As with many projects that were the targets of fandom-fueled criticism initially, however, Schumacher’s Batman movies have been remembered a bit more fondly in recent years.
In a world where Nolan’s grounded, dramatic Dark Knight can coexist with Adam West’s swinging ’60s hero, Burton’s gothic madman, and Zack Snyder’s grim-dark vigilante (as well the silly superhero of Lego Batman fame), fans have become a lot more comfortable with Schumacher’s Batman — nipples and all.
Sure, Batman Forever still has a fair share of detractors — and Batman & Robin remains among the worst-reviewed films in the franchise, according to Rotten Tomatoes — those willing to stick up for Schumacher’s vision for the character are making themselves known in greater numbers. The live-action DC Comics universe is a much bigger place now than it was in the ’90s, after all, and the idea that there can be only one definitive version of a character seems quaint and outdated at a point when we’ve seen multiple versions of Spider-Man and Superman on the big screen and myriad interpretations of comics’ most popular heroes and villains.

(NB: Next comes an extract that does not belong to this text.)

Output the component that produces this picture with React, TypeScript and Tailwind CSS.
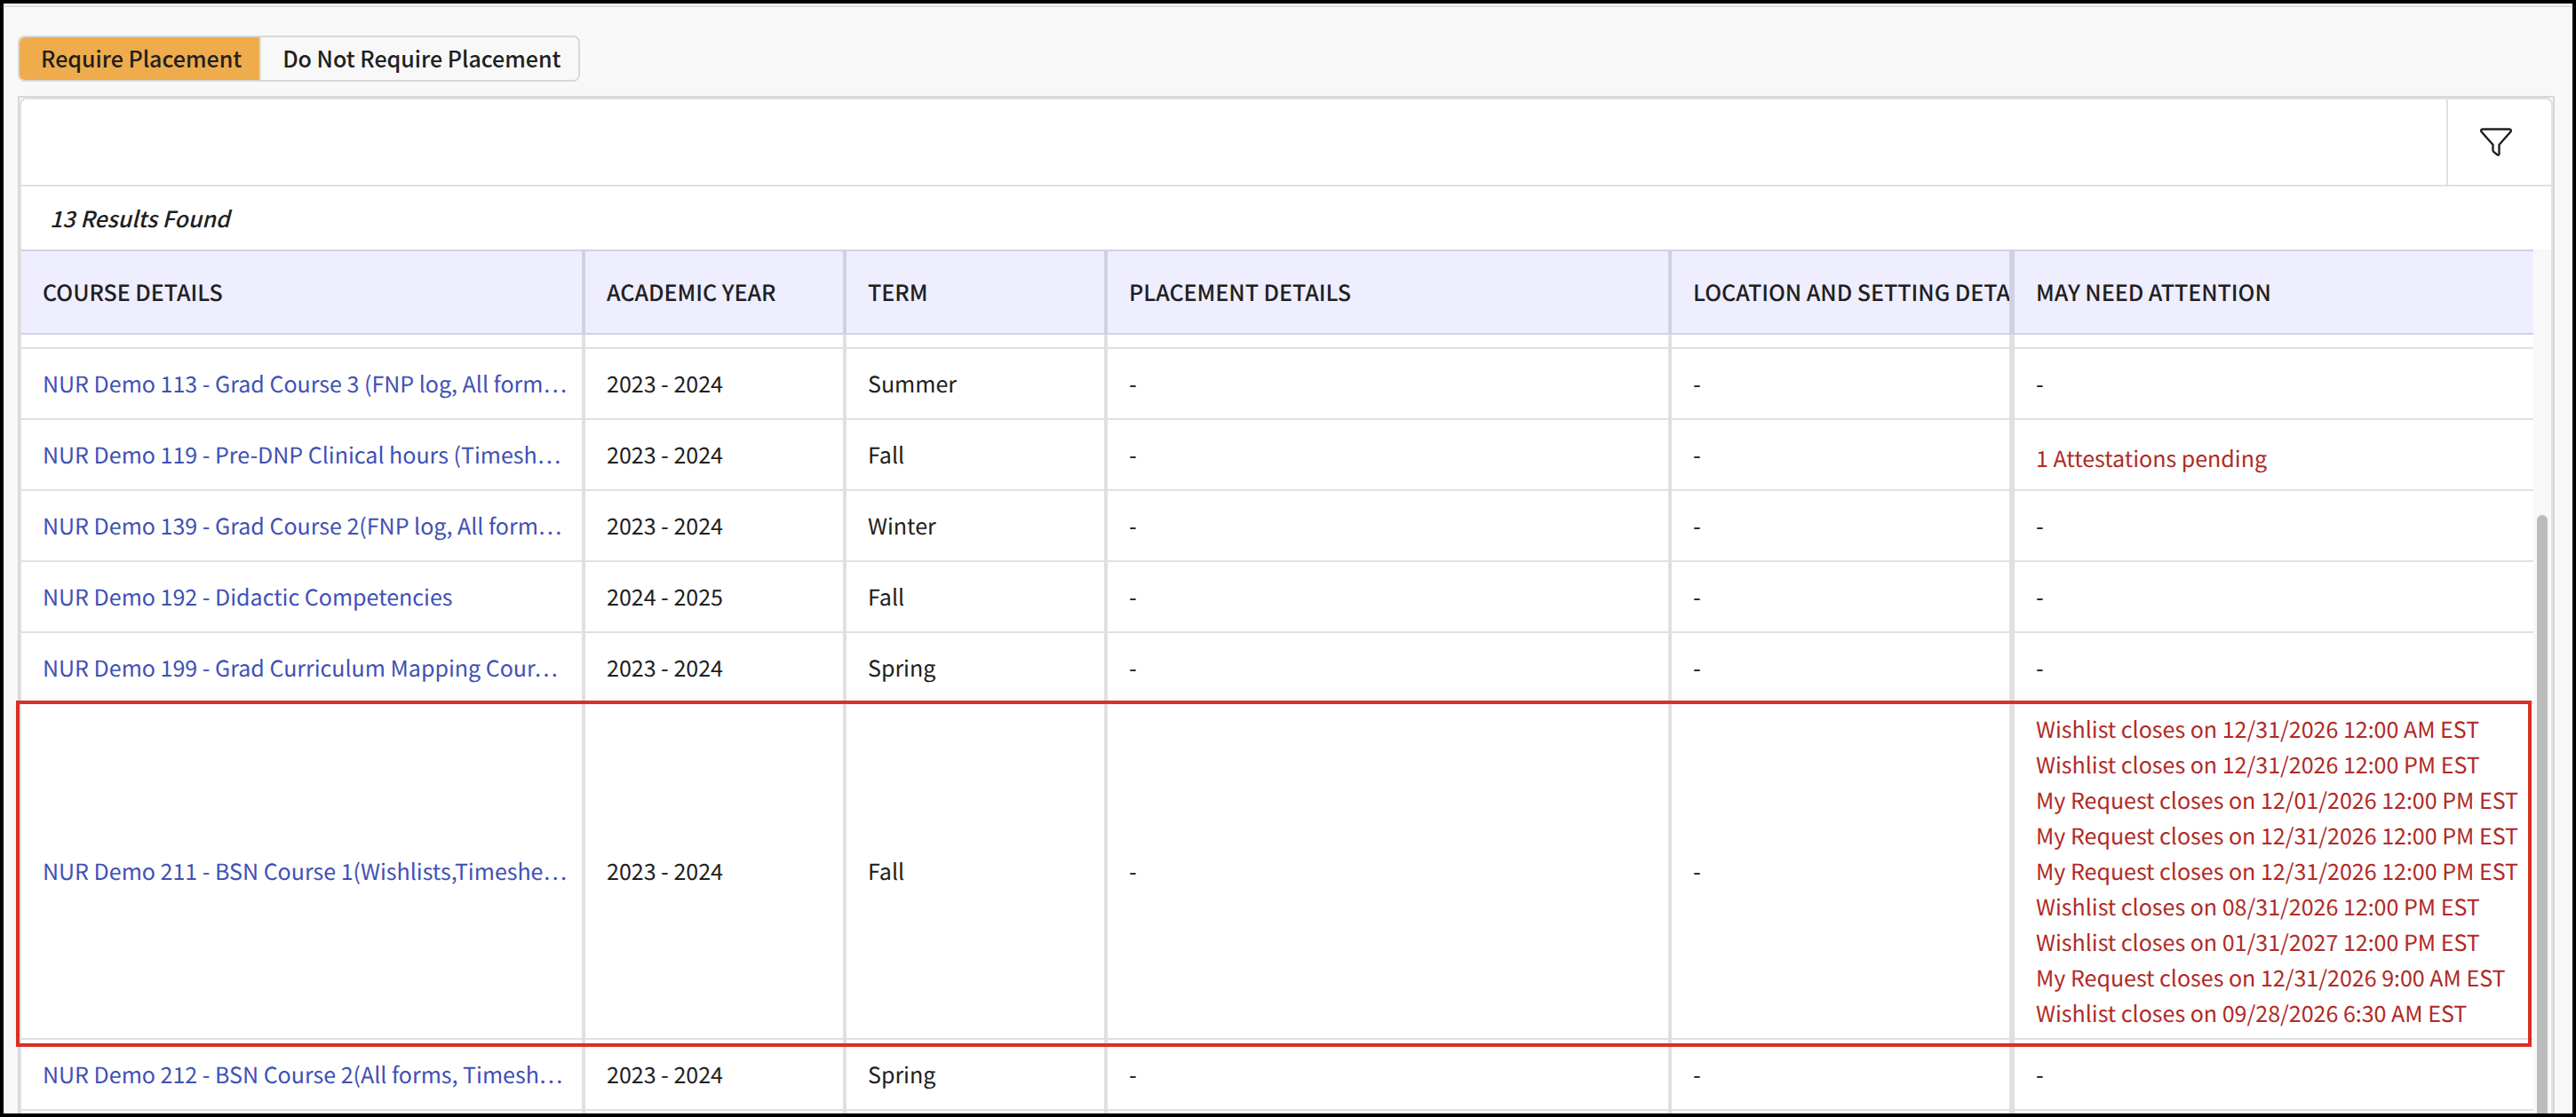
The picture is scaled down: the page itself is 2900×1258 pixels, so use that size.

Schumacher always insisted he was glad he added the nipples to Batman’s suit, even while he apologized for disappointing Batman fans in other ways. As fans continue to warm to his contributions to the Batman franchise, there’s going to come a time when Bat Nipples are no longer seen as the symbol of narrowly avoided demise and something else — something positive, nostalgic, and most importantly, fun.
And maybe, just maybe, Schumacher knew that all along.